As mentioned above, typical ablation rates for diamond and metals are similar due to one-photon absorption in both cases.
Figure 4b shows ablation curves for different laser systems [
50]. For all laser pulse durations used, when the ablation threshold is exceeded, the regime of developed evaporation is reached; the laser heating and further evaporation of the substance occur so rapidly that the thermal conduction process does not have time to spread a significant part of the energy in the depth of the material.
The given dependencies show that, for microsecond durations, material removal has the highest efficiency. In addition, simple estimates show that diamond ablation occurs with virtually no loss of optical energy when long laser pulses are used. For shorter pulses, ablation rates decrease, which is usually attributed to radiation screening by the ablation plume and material overheating due to very high laser intensity—the material does not have time to evaporate or cool.
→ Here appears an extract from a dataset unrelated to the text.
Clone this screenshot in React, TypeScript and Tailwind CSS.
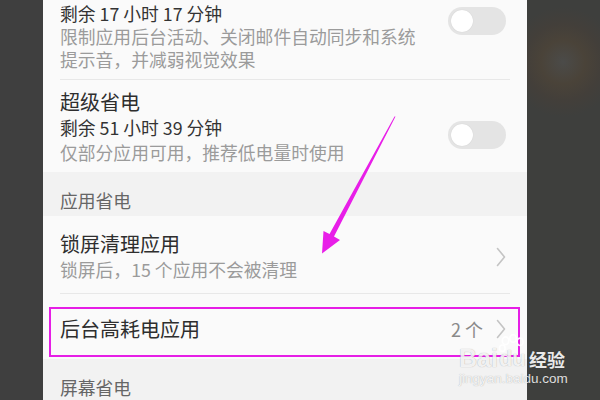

It is interesting to note that, compared to picosecond lasers, ultrafast (femtosecond) sources provide the increase in ablation rate because one of these two effects—screening by evaporated carbon vapor—disappears.
It should be emphasized that laser ablation, as a thermally stimulated process, is characterized by a threshold of laser fluence at which it can develop. When the fluence exceeds this threshold, diamond graphitization and ablation are initiated. In this case, a well-defined crater must be formed in the irradiated zone, the depth of which is determined by the number of pulses (
Figure 5a). However, the structural inhomogeneity of diamond can lead to uncontrolled and non-local surface or volume destruction (
Figure 5b,c), which is also accompanied by graphitization.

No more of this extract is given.